From Sven-Goran Eriksson through to Steve McClaren, Fabio Capello and Roy Hodgson, every England manager has wanted Rooney in his team - which speaks eloquently for his importance.
And Rooney has eclipsed a record that outstanding England strikers such as Lineker, Alan Shearer and Michael Owen found beyond them.
|Rooney's England highs....||....And lows|
|Feb 2003: Became the youngest player to play for England when he appeared in a friendly against Australia. He was 17 years and 111 days old, a record which Theo Walcott has since lowered by 36 days.||Apr 2006: Fractures a metatarsal bone in his right foot six weeks before opening fixture of the World Cup. Manages to play in tournament but was far from peak fitness.|
|Sep 2003: Became England's youngest goalscorer when he netted in a 2-1 European Championship qualification win over Macedonia.||June 2006: Sent off for "stamping" on Portugal's Ricardo Carvalho in the World Cup quarter-final in Germany. England lose match on penalties.|
|Oct 2013: Became England's highest scorer in competitive games, breaking Michael Owen's record of 26 goals when he opened the scoring in a 4-1 World Cup qualification win over Montenegro.||Oct 2011: Sent off during a Euro 2012 qualifier against Montenegro for kicking out at Miodrag Dzudovic, leading Rooney to miss the first two games of the tournament.|
Rooney's place has occasionally been questioned but has there ever been a serious and credible argument to suggest England would have even been better off without him?

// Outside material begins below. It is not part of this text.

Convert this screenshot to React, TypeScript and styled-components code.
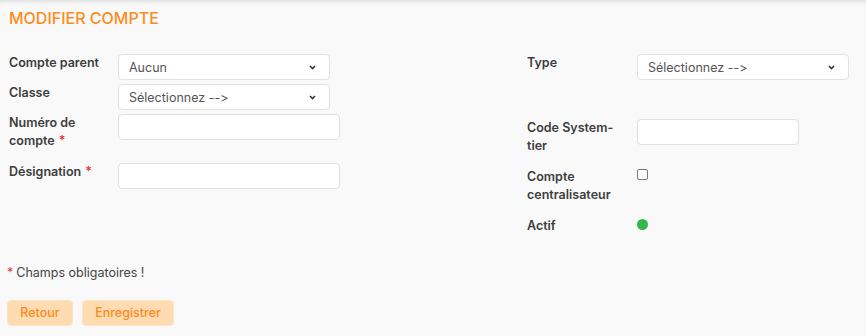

Before his record-equalling game in San Marino, England had played 105 games with Rooney and 41 without him. The win percentage without him (65.9%) may be greater than that with him (59.4%) but his record on the pitch reflects his importance.
The lack of impact at major tournaments, unlike Charlton and Lineker, may leave him just short of the coveted status of a true England great, and in a worldwide context short of Barcelona's Lionel Messi and Real Madrid's Cristiano Ronaldo.
Rooney is, though, the finest England player of his generation, an attacker who excelled at this elite level. He has a place in history that is well deserved and a landmark that serves as a proud monument to his international career.